● STORED DATA:
* * * * *

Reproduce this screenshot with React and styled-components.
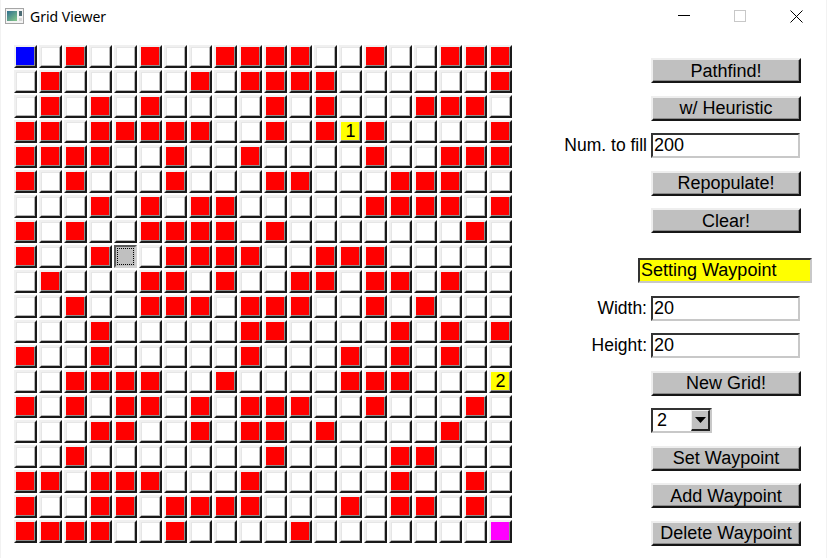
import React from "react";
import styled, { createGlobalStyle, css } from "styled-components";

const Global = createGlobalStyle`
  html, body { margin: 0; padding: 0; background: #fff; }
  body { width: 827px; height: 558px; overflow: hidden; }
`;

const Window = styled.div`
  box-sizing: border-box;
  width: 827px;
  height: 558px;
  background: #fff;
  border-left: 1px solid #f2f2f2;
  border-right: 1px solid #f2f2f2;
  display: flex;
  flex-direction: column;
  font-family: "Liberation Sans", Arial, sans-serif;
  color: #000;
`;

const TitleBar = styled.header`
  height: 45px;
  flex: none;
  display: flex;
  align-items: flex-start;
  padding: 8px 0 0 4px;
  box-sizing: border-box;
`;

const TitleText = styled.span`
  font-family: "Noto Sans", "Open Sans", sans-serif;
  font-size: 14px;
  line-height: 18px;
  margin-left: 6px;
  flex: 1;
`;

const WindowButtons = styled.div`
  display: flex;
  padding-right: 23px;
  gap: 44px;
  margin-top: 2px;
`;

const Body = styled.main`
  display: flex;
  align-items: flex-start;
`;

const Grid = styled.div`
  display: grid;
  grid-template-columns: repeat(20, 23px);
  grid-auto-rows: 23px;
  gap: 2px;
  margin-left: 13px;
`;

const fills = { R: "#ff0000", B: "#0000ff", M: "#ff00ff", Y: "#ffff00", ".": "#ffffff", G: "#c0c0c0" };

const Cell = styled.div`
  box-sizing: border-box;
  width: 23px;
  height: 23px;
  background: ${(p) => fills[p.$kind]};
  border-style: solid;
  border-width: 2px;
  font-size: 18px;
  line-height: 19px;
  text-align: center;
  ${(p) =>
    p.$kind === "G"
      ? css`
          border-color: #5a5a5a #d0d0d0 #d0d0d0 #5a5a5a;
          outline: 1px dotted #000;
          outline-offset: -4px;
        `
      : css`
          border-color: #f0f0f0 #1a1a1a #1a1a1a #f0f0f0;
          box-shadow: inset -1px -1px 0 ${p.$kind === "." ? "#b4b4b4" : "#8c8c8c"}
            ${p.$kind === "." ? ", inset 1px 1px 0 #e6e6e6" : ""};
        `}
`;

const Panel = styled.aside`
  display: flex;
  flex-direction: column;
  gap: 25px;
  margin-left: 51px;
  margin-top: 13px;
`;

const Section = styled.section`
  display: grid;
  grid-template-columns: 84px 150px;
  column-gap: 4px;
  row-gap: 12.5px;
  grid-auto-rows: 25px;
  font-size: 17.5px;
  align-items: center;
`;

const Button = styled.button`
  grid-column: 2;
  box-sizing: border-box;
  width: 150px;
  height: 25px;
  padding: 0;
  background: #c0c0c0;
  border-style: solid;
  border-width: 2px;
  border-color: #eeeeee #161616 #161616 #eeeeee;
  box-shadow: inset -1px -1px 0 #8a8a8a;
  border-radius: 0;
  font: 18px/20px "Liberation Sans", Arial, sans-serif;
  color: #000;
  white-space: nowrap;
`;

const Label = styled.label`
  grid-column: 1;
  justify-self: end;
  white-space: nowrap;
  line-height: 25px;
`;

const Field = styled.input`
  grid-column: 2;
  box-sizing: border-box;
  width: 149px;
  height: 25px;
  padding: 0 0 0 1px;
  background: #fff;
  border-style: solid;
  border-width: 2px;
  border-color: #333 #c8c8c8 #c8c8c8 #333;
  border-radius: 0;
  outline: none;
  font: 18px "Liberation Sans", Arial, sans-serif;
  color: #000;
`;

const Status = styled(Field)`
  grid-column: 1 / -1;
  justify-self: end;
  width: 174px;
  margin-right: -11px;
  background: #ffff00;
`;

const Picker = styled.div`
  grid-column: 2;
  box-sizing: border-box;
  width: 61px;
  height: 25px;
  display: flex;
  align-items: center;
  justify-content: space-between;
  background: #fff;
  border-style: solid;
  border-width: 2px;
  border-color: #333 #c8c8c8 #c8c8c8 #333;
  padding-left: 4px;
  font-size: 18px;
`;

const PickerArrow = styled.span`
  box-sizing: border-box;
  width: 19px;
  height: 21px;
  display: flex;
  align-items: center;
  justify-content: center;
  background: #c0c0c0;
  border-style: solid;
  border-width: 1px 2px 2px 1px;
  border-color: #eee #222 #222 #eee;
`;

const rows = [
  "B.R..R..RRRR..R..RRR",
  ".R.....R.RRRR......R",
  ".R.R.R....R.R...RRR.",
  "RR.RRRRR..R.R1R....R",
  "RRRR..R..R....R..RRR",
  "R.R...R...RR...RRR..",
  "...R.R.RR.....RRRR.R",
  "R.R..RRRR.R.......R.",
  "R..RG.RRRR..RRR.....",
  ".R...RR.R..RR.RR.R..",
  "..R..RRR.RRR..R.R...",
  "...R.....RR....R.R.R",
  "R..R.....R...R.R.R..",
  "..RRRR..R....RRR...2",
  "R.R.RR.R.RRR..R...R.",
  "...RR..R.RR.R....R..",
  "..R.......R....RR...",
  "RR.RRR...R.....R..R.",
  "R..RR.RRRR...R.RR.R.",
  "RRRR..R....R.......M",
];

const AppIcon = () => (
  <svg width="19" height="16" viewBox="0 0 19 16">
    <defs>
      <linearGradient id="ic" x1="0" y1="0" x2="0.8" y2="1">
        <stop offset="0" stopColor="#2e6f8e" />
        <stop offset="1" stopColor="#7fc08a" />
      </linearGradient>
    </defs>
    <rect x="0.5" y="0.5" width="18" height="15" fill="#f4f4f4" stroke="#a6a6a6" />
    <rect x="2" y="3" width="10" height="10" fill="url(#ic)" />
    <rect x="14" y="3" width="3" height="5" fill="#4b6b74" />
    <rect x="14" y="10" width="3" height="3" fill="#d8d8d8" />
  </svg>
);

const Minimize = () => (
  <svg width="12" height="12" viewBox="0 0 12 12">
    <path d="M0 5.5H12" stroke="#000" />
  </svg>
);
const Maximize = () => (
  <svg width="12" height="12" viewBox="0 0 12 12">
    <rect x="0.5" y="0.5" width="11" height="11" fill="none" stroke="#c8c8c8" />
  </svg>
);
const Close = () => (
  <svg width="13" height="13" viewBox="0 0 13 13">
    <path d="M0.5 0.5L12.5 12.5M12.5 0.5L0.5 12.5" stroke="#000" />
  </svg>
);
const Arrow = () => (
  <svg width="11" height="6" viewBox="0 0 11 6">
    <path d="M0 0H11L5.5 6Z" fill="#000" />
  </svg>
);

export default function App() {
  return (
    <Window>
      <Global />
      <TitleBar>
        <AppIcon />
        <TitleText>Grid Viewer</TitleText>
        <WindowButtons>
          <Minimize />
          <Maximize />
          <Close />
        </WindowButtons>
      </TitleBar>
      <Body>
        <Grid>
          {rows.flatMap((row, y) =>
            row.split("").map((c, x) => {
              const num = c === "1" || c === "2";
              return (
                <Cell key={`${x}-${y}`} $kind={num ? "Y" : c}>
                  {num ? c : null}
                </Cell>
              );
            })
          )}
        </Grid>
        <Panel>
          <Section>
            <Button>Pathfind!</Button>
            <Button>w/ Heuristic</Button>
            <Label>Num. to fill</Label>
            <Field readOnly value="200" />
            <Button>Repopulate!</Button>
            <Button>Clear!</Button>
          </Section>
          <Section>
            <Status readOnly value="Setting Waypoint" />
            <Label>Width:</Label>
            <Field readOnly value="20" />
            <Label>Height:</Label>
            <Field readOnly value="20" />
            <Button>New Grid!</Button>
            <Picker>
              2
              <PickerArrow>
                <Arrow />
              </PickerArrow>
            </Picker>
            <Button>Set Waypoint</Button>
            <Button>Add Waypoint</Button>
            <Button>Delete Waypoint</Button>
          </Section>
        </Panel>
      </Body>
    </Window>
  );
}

* * * * *

● EXERCISE OBJECTIVE: From the data above, write out everything exactly except the pictures.

● EXERCISE SOLUTION:
Reproduce this screenshot with React and styled-components.
import React from "react";
import styled, { createGlobalStyle, css } from "styled-components";

const Global = createGlobalStyle`
  html, body { margin: 0; padding: 0; background: #fff; }
  body { width: 827px; height: 558px; overflow: hidden; }
`;

const Window = styled.div`
  box-sizing: border-box;
  width: 827px;
  height: 558px;
  background: #fff;
  border-left: 1px solid #f2f2f2;
  border-right: 1px solid #f2f2f2;
  display: flex;
  flex-direction: column;
  font-family: "Liberation Sans", Arial, sans-serif;
  color: #000;
`;

const TitleBar = styled.header`
  height: 45px;
  flex: none;
  display: flex;
  align-items: flex-start;
  padding: 8px 0 0 4px;
  box-sizing: border-box;
`;

const TitleText = styled.span`
  font-family: "Noto Sans", "Open Sans", sans-serif;
  font-size: 14px;
  line-height: 18px;
  margin-left: 6px;
  flex: 1;
`;

const WindowButtons = styled.div`
  display: flex;
  padding-right: 23px;
  gap: 44px;
  margin-top: 2px;
`;

const Body = styled.main`
  display: flex;
  align-items: flex-start;
`;

const Grid = styled.div`
  display: grid;
  grid-template-columns: repeat(20, 23px);
  grid-auto-rows: 23px;
  gap: 2px;
  margin-left: 13px;
`;

const fills = { R: "#ff0000", B: "#0000ff", M: "#ff00ff", Y: "#ffff00", ".": "#ffffff", G: "#c0c0c0" };

const Cell = styled.div`
  box-sizing: border-box;
  width: 23px;
  height: 23px;
  background: ${(p) => fills[p.$kind]};
  border-style: solid;
  border-width: 2px;
  font-size: 18px;
  line-height: 19px;
  text-align: center;
  ${(p) =>
    p.$kind === "G"
      ? css`
          border-color: #5a5a5a #d0d0d0 #d0d0d0 #5a5a5a;
          outline: 1px dotted #000;
          outline-offset: -4px;
        `
      : css`
          border-color: #f0f0f0 #1a1a1a #1a1a1a #f0f0f0;
          box-shadow: inset -1px -1px 0 ${p.$kind === "." ? "#b4b4b4" : "#8c8c8c"}
            ${p.$kind === "." ? ", inset 1px 1px 0 #e6e6e6" : ""};
        `}
`;

const Panel = styled.aside`
  display: flex;
  flex-direction: column;
  gap: 25px;
  margin-left: 51px;
  margin-top: 13px;
`;

const Section = styled.section`
  display: grid;
  grid-template-columns: 84px 150px;
  column-gap: 4px;
  row-gap: 12.5px;
  grid-auto-rows: 25px;
  font-size: 17.5px;
  align-items: center;
`;

const Button = styled.button`
  grid-column: 2;
  box-sizing: border-box;
  width: 150px;
  height: 25px;
  padding: 0;
  background: #c0c0c0;
  border-style: solid;
  border-width: 2px;
  border-color: #eeeeee #161616 #161616 #eeeeee;
  box-shadow: inset -1px -1px 0 #8a8a8a;
  border-radius: 0;
  font: 18px/20px "Liberation Sans", Arial, sans-serif;
  color: #000;
  white-space: nowrap;
`;

const Label = styled.label`
  grid-column: 1;
  justify-self: end;
  white-space: nowrap;
  line-height: 25px;
`;

const Field = styled.input`
  grid-column: 2;
  box-sizing: border-box;
  width: 149px;
  height: 25px;
  padding: 0 0 0 1px;
  background: #fff;
  border-style: solid;
  border-width: 2px;
  border-color: #333 #c8c8c8 #c8c8c8 #333;
  border-radius: 0;
  outline: none;
  font: 18px "Liberation Sans", Arial, sans-serif;
  color: #000;
`;

const Status = styled(Field)`
  grid-column: 1 / -1;
  justify-self: end;
  width: 174px;
  margin-right: -11px;
  background: #ffff00;
`;

const Picker = styled.div`
  grid-column: 2;
  box-sizing: border-box;
  width: 61px;
  height: 25px;
  display: flex;
  align-items: center;
  justify-content: space-between;
  background: #fff;
  border-style: solid;
  border-width: 2px;
  border-color: #333 #c8c8c8 #c8c8c8 #333;
  padding-left: 4px;
  font-size: 18px;
`;

const PickerArrow = styled.span`
  box-sizing: border-box;
  width: 19px;
  height: 21px;
  display: flex;
  align-items: center;
  justify-content: center;
  background: #c0c0c0;
  border-style: solid;
  border-width: 1px 2px 2px 1px;
  border-color: #eee #222 #222 #eee;
`;

const rows = [
  "B.R..R..RRRR..R..RRR",
  ".R.....R.RRRR......R",
  ".R.R.R....R.R...RRR.",
  "RR.RRRRR..R.R1R....R",
  "RRRR..R..R....R..RRR",
  "R.R...R...RR...RRR..",
  "...R.R.RR.....RRRR.R",
  "R.R..RRRR.R.......R.",
  "R..RG.RRRR..RRR.....",
  ".R...RR.R..RR.RR.R..",
  "..R..RRR.RRR..R.R...",
  "...R.....RR....R.R.R",
  "R..R.....R...R.R.R..",
  "..RRRR..R....RRR...2",
  "R.R.RR.R.RRR..R...R.",
  "...RR..R.RR.R....R..",
  "..R.......R....RR...",
  "RR.RRR...R.....R..R.",
  "R..RR.RRRR...R.RR.R.",
  "RRRR..R....R.......M",
];

const AppIcon = () => (
  <svg width="19" height="16" viewBox="0 0 19 16">
    <defs>
      <linearGradient id="ic" x1="0" y1="0" x2="0.8" y2="1">
        <stop offset="0" stopColor="#2e6f8e" />
        <stop offset="1" stopColor="#7fc08a" />
      </linearGradient>
    </defs>
    <rect x="0.5" y="0.5" width="18" height="15" fill="#f4f4f4" stroke="#a6a6a6" />
    <rect x="2" y="3" width="10" height="10" fill="url(#ic)" />
    <rect x="14" y="3" width="3" height="5" fill="#4b6b74" />
    <rect x="14" y="10" width="3" height="3" fill="#d8d8d8" />
  </svg>
);

const Minimize = () => (
  <svg width="12" height="12" viewBox="0 0 12 12">
    <path d="M0 5.5H12" stroke="#000" />
  </svg>
);
const Maximize = () => (
  <svg width="12" height="12" viewBox="0 0 12 12">
    <rect x="0.5" y="0.5" width="11" height="11" fill="none" stroke="#c8c8c8" />
  </svg>
);
const Close = () => (
  <svg width="13" height="13" viewBox="0 0 13 13">
    <path d="M0.5 0.5L12.5 12.5M12.5 0.5L0.5 12.5" stroke="#000" />
  </svg>
);
const Arrow = () => (
  <svg width="11" height="6" viewBox="0 0 11 6">
    <path d="M0 0H11L5.5 6Z" fill="#000" />
  </svg>
);

export default function App() {
  return (
    <Window>
      <Global />
      <TitleBar>
        <AppIcon />
        <TitleText>Grid Viewer</TitleText>
        <WindowButtons>
          <Minimize />
          <Maximize />
          <Close />
        </WindowButtons>
      </TitleBar>
      <Body>
        <Grid>
          {rows.flatMap((row, y) =>
            row.split("").map((c, x) => {
              const num = c === "1" || c === "2";
              return (
                <Cell key={`${x}-${y}`} $kind={num ? "Y" : c}>
                  {num ? c : null}
                </Cell>
              );
            })
          )}
        </Grid>
        <Panel>
          <Section>
            <Button>Pathfind!</Button>
            <Button>w/ Heuristic</Button>
            <Label>Num. to fill</Label>
            <Field readOnly value="200" />
            <Button>Repopulate!</Button>
            <Button>Clear!</Button>
          </Section>
          <Section>
            <Status readOnly value="Setting Waypoint" />
            <Label>Width:</Label>
            <Field readOnly value="20" />
            <Label>Height:</Label>
            <Field readOnly value="20" />
            <Button>New Grid!</Button>
            <Picker>
              2
              <PickerArrow>
                <Arrow />
              </PickerArrow>
            </Picker>
            <Button>Set Waypoint</Button>
            <Button>Add Waypoint</Button>
            <Button>Delete Waypoint</Button>
          </Section>
        </Panel>
      </Body>
    </Window>
  );
}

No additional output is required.